[START SOURCE EXCERPT]

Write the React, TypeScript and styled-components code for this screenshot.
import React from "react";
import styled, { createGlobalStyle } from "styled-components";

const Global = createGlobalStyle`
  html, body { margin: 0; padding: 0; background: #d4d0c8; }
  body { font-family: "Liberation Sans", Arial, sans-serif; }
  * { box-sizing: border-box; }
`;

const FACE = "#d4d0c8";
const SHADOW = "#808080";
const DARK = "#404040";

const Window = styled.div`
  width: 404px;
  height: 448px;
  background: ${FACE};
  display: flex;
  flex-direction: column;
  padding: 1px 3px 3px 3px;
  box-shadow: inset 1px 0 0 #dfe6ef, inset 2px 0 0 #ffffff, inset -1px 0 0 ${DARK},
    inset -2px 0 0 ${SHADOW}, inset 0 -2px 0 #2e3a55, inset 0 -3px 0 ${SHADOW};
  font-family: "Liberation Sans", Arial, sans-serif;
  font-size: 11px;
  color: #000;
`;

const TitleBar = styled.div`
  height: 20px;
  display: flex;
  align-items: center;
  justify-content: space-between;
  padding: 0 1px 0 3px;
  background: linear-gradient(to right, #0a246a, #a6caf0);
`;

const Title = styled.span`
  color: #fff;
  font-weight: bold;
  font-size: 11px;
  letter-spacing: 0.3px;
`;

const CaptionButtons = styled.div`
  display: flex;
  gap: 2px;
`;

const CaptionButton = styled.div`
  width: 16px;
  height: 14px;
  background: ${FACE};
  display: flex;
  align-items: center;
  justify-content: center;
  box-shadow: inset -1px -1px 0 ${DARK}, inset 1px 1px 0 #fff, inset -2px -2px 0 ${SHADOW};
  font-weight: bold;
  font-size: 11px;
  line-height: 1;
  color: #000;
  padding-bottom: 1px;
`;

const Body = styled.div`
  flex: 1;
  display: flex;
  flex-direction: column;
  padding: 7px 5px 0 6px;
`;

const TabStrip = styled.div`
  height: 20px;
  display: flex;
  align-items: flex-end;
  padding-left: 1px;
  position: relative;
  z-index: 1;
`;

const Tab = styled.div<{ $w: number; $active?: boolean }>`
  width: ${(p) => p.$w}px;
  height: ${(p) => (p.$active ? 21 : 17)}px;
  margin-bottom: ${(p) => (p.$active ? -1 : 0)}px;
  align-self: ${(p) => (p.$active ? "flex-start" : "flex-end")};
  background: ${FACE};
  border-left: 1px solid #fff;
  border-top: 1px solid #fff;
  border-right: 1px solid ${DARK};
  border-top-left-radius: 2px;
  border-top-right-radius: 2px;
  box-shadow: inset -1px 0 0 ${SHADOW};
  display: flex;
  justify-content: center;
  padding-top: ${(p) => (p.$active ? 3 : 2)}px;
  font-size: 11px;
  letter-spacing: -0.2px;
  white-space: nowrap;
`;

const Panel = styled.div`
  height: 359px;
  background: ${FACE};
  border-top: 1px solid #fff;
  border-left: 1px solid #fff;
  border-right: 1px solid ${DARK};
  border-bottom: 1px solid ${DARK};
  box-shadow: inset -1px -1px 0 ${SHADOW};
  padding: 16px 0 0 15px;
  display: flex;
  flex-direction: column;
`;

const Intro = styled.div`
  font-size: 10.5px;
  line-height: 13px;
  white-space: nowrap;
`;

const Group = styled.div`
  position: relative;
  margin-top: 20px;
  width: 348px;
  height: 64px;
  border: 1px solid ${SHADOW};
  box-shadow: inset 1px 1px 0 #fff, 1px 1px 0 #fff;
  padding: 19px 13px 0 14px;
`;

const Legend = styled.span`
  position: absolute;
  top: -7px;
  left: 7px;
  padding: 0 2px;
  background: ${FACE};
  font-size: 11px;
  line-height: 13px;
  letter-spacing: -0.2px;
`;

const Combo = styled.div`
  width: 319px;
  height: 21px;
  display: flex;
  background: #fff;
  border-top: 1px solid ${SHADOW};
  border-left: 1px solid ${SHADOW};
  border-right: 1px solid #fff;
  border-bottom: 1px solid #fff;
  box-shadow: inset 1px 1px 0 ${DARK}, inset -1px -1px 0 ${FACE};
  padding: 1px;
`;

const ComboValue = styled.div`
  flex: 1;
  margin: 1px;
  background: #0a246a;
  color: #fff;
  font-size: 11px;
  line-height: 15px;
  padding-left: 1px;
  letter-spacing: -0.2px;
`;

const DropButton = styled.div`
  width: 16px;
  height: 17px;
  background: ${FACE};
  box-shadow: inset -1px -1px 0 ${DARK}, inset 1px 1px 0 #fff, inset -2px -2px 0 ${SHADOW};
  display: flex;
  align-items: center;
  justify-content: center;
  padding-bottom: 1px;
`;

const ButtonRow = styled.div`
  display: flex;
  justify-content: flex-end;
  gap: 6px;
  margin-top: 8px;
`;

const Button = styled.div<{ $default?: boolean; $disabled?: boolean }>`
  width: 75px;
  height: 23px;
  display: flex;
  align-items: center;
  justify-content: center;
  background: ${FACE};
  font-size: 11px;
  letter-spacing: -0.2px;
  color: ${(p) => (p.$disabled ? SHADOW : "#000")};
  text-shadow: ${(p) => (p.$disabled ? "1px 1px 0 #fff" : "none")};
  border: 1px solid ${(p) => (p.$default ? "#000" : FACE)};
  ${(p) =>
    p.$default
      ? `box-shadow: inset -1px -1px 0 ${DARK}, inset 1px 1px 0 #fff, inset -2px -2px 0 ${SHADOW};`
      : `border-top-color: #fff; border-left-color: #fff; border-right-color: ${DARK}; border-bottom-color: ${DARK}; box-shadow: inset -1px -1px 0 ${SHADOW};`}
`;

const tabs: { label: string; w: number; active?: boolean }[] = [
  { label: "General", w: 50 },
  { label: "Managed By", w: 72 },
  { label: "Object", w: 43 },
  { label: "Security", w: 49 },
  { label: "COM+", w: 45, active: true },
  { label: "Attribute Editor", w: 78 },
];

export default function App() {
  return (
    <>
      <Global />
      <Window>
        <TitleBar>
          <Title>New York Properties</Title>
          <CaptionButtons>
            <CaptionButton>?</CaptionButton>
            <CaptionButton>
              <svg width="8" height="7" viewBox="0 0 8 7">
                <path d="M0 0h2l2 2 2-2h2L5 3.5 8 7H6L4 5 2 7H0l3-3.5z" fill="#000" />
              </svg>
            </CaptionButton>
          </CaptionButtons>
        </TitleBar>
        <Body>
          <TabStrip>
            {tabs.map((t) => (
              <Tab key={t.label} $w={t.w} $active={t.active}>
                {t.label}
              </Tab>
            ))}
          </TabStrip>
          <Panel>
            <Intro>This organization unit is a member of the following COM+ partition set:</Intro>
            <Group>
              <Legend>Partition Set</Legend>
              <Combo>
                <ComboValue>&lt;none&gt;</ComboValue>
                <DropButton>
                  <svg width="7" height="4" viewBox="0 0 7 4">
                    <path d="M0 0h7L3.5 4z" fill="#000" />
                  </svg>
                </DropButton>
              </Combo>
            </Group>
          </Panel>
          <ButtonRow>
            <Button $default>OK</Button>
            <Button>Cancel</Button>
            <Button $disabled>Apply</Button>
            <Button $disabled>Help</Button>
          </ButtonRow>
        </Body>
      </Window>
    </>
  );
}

[END SOURCE EXCERPT]

• **WHAT YOU HAVE TO DO**: Return the listing above word for word.

• **TASK OUTPUT**:
Write the React, TypeScript and styled-components code for this screenshot.
import React from "react";
import styled, { createGlobalStyle } from "styled-components";

const Global = createGlobalStyle`
  html, body { margin: 0; padding: 0; background: #d4d0c8; }
  body { font-family: "Liberation Sans", Arial, sans-serif; }
  * { box-sizing: border-box; }
`;

const FACE = "#d4d0c8";
const SHADOW = "#808080";
const DARK = "#404040";

const Window = styled.div`
  width: 404px;
  height: 448px;
  background: ${FACE};
  display: flex;
  flex-direction: column;
  padding: 1px 3px 3px 3px;
  box-shadow: inset 1px 0 0 #dfe6ef, inset 2px 0 0 #ffffff, inset -1px 0 0 ${DARK},
    inset -2px 0 0 ${SHADOW}, inset 0 -2px 0 #2e3a55, inset 0 -3px 0 ${SHADOW};
  font-family: "Liberation Sans", Arial, sans-serif;
  font-size: 11px;
  color: #000;
`;

const TitleBar = styled.div`
  height: 20px;
  display: flex;
  align-items: center;
  justify-content: space-between;
  padding: 0 1px 0 3px;
  background: linear-gradient(to right, #0a246a, #a6caf0);
`;

const Title = styled.span`
  color: #fff;
  font-weight: bold;
  font-size: 11px;
  letter-spacing: 0.3px;
`;

const CaptionButtons = styled.div`
  display: flex;
  gap: 2px;
`;

const CaptionButton = styled.div`
  width: 16px;
  height: 14px;
  background: ${FACE};
  display: flex;
  align-items: center;
  justify-content: center;
  box-shadow: inset -1px -1px 0 ${DARK}, inset 1px 1px 0 #fff, inset -2px -2px 0 ${SHADOW};
  font-weight: bold;
  font-size: 11px;
  line-height: 1;
  color: #000;
  padding-bottom: 1px;
`;

const Body = styled.div`
  flex: 1;
  display: flex;
  flex-direction: column;
  padding: 7px 5px 0 6px;
`;

const TabStrip = styled.div`
  height: 20px;
  display: flex;
  align-items: flex-end;
  padding-left: 1px;
  position: relative;
  z-index: 1;
`;

const Tab = styled.div<{ $w: number; $active?: boolean }>`
  width: ${(p) => p.$w}px;
  height: ${(p) => (p.$active ? 21 : 17)}px;
  margin-bottom: ${(p) => (p.$active ? -1 : 0)}px;
  align-self: ${(p) => (p.$active ? "flex-start" : "flex-end")};
  background: ${FACE};
  border-left: 1px solid #fff;
  border-top: 1px solid #fff;
  border-right: 1px solid ${DARK};
  border-top-left-radius: 2px;
  border-top-right-radius: 2px;
  box-shadow: inset -1px 0 0 ${SHADOW};
  display: flex;
  justify-content: center;
  padding-top: ${(p) => (p.$active ? 3 : 2)}px;
  font-size: 11px;
  letter-spacing: -0.2px;
  white-space: nowrap;
`;

const Panel = styled.div`
  height: 359px;
  background: ${FACE};
  border-top: 1px solid #fff;
  border-left: 1px solid #fff;
  border-right: 1px solid ${DARK};
  border-bottom: 1px solid ${DARK};
  box-shadow: inset -1px -1px 0 ${SHADOW};
  padding: 16px 0 0 15px;
  display: flex;
  flex-direction: column;
`;

const Intro = styled.div`
  font-size: 10.5px;
  line-height: 13px;
  white-space: nowrap;
`;

const Group = styled.div`
  position: relative;
  margin-top: 20px;
  width: 348px;
  height: 64px;
  border: 1px solid ${SHADOW};
  box-shadow: inset 1px 1px 0 #fff, 1px 1px 0 #fff;
  padding: 19px 13px 0 14px;
`;

const Legend = styled.span`
  position: absolute;
  top: -7px;
  left: 7px;
  padding: 0 2px;
  background: ${FACE};
  font-size: 11px;
  line-height: 13px;
  letter-spacing: -0.2px;
`;

const Combo = styled.div`
  width: 319px;
  height: 21px;
  display: flex;
  background: #fff;
  border-top: 1px solid ${SHADOW};
  border-left: 1px solid ${SHADOW};
  border-right: 1px solid #fff;
  border-bottom: 1px solid #fff;
  box-shadow: inset 1px 1px 0 ${DARK}, inset -1px -1px 0 ${FACE};
  padding: 1px;
`;

const ComboValue = styled.div`
  flex: 1;
  margin: 1px;
  background: #0a246a;
  color: #fff;
  font-size: 11px;
  line-height: 15px;
  padding-left: 1px;
  letter-spacing: -0.2px;
`;

const DropButton = styled.div`
  width: 16px;
  height: 17px;
  background: ${FACE};
  box-shadow: inset -1px -1px 0 ${DARK}, inset 1px 1px 0 #fff, inset -2px -2px 0 ${SHADOW};
  display: flex;
  align-items: center;
  justify-content: center;
  padding-bottom: 1px;
`;

const ButtonRow = styled.div`
  display: flex;
  justify-content: flex-end;
  gap: 6px;
  margin-top: 8px;
`;

const Button = styled.div<{ $default?: boolean; $disabled?: boolean }>`
  width: 75px;
  height: 23px;
  display: flex;
  align-items: center;
  justify-content: center;
  background: ${FACE};
  font-size: 11px;
  letter-spacing: -0.2px;
  color: ${(p) => (p.$disabled ? SHADOW : "#000")};
  text-shadow: ${(p) => (p.$disabled ? "1px 1px 0 #fff" : "none")};
  border: 1px solid ${(p) => (p.$default ? "#000" : FACE)};
  ${(p) =>
    p.$default
      ? `box-shadow: inset -1px -1px 0 ${DARK}, inset 1px 1px 0 #fff, inset -2px -2px 0 ${SHADOW};`
      : `border-top-color: #fff; border-left-color: #fff; border-right-color: ${DARK}; border-bottom-color: ${DARK}; box-shadow: inset -1px -1px 0 ${SHADOW};`}
`;

const tabs: { label: string; w: number; active?: boolean }[] = [
  { label: "General", w: 50 },
  { label: "Managed By", w: 72 },
  { label: "Object", w: 43 },
  { label: "Security", w: 49 },
  { label: "COM+", w: 45, active: true },
  { label: "Attribute Editor", w: 78 },
];

export default function App() {
  return (
    <>
      <Global />
      <Window>
        <TitleBar>
          <Title>New York Properties</Title>
          <CaptionButtons>
            <CaptionButton>?</CaptionButton>
            <CaptionButton>
              <svg width="8" height="7" viewBox="0 0 8 7">
                <path d="M0 0h2l2 2 2-2h2L5 3.5 8 7H6L4 5 2 7H0l3-3.5z" fill="#000" />
              </svg>
            </CaptionButton>
          </CaptionButtons>
        </TitleBar>
        <Body>
          <TabStrip>
            {tabs.map((t) => (
              <Tab key={t.label} $w={t.w} $active={t.active}>
                {t.label}
              </Tab>
            ))}
          </TabStrip>
          <Panel>
            <Intro>This organization unit is a member of the following COM+ partition set:</Intro>
            <Group>
              <Legend>Partition Set</Legend>
              <Combo>
                <ComboValue>&lt;none&gt;</ComboValue>
                <DropButton>
                  <svg width="7" height="4" viewBox="0 0 7 4">
                    <path d="M0 0h7L3.5 4z" fill="#000" />
                  </svg>
                </DropButton>
              </Combo>
            </Group>
          </Panel>
          <ButtonRow>
            <Button $default>OK</Button>
            <Button>Cancel</Button>
            <Button $disabled>Apply</Button>
            <Button $disabled>Help</Button>
          </ButtonRow>
        </Body>
      </Window>
    </>
  );
}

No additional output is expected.